У мальчика сильный характер. Когда он любит — он умирает от любви, когда он ненавидит — он кричит: «Ненавижу!» Что ж! Я не должен его ломать, но я не должен и поощрять его ненависть, его злобные чувства. Я не могу искоренить их в один миг — я могу противопоставить им добро, могу освободить мальчика от злого чувства, если оно было. Елена Михайловна победила бы дурное слово, а я, мне кажется, победил дурное чувство.

Если мальчик произнес злое слово просто так, я не должен заострять его внимание на этом слове.

Если мальчик хотел меня обидеть, я не должен поддаваться и обижаться.

Если мальчик ненавидел меня, я должен помочь ему справиться со своим чувством, сделать так, чтобы он сам победил его.

Но главное в этой истории заключается в следующем. Мама Елена Михайловна с ее педагогическими убеждениями, с ее педагогической верой должна поступить так, как она предлагает, — и она будет права. Она не может принять мой совет и поступить так, как предлагаю я, потому что мой вариант ответа, но без веры в него приведет к худшим, а не к лучшим результатам. Ведь это лишь кажется, будто я попустительствовал мальчику, нет, я действовал, я сильно потрудился в ту минуту.

А Елена Михайловна, если бы она поступила, как я предлагаю, пошла бы против себя, против своих убеждений, и вышло бы, что она просто промолчала бы, проглотила обиду.

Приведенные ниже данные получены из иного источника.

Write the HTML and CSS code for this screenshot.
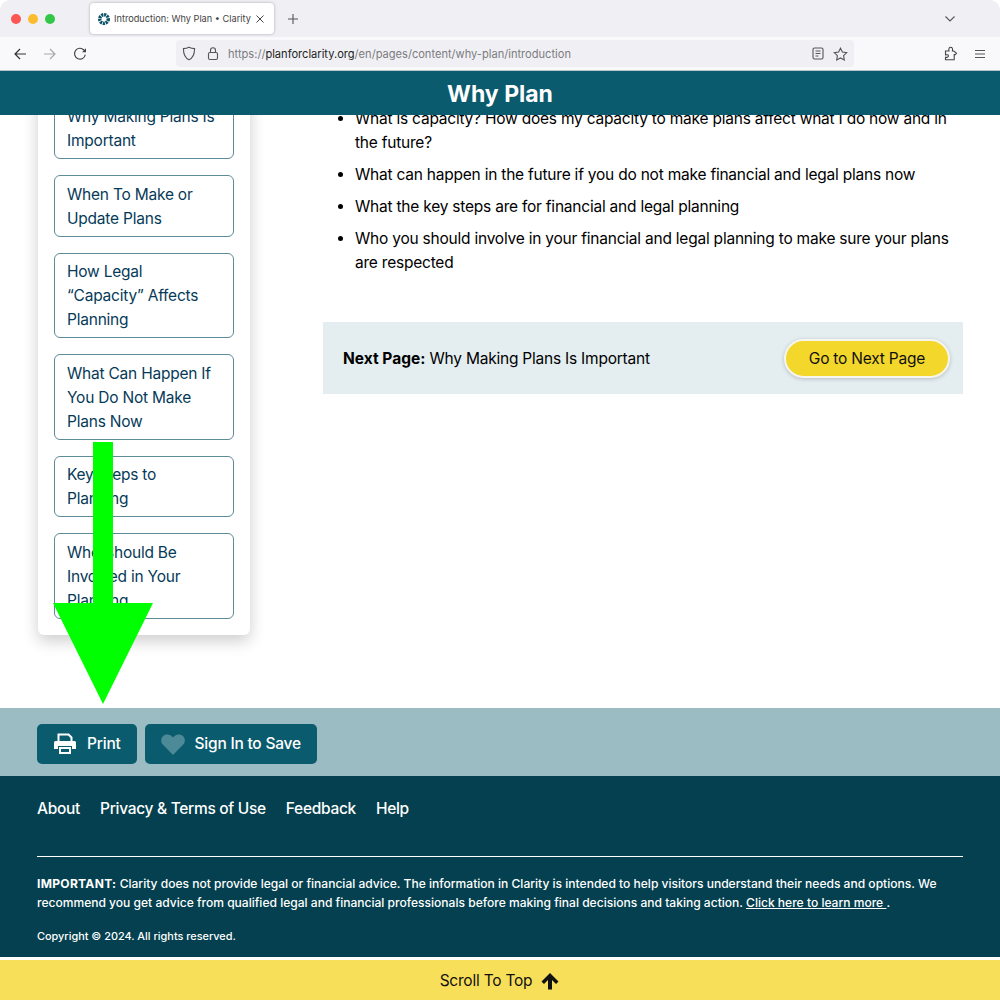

Вышло бы то самое попустительство злу, против которого — и в этом мы несомненно согласны — мы вместе восстаем, и я, и незнакомая мне Елена Михайловна, и почти все люди.

Конечно, я не произнес в уме и десятой доли тех фраз, которые здесь для наглядности воспроизведены в виде доводов и рассуждений, но все же эти фразы, эти мысли и доводы жили во мне, их подсказывала моя педагогическая вера. Но и я, разумеется, не могу принять вариант Елены Михайловны: он возмущает меня точно так же, как возмущает ее мое поведение.

Такова педагогика. В каждом слове, в каждой интонации, в каждом самом маленьком поступке отражаются все наши убеждения. В любом слове — вся педагогика во всем ее объеме, и потому, чтобы суметь сказать ребенку толковое слово, имеющее воспитательную силу, нужно вырабатывать в себе сильную, эффективную педагогику, сознательно обновлять свою педагогическую веру.

…А дядя Сережа все-таки пришел к нам в гости, приехал на велосипеде диковинной марки и раскраски. Он рассказывал детям во дворе сказку о том, как дружили полицейский и паук и как на птичьем рынке купили живую летающую подушку, он дарил детям апельсины из авоськи, предварительно вырезав перочинным ножом на каждом апельсине веселую или грустную рожицу. И вечером, укладываясь спать, мальчик сказал, что он очень любит дядю Сережу.

— Я его всегда знал, — сказал он.

Я почувствовал ревность, но подавил ее. В конечном счете не обязательно, чтобы мальчик любил родителей — любил бы он кого-нибудь. Бывает и безответная любовь, надо быть готовым и к этому. Лишь бы он любил кого-нибудь! Был способен любить!

Тоненький стебелек детской любви — любви к отцу с матерью, к чужому человеку, к кому-нибудь… Вдумаемся: ведь все, что в мире есть хорошего, в конечном счете вырастает на этом стебельке.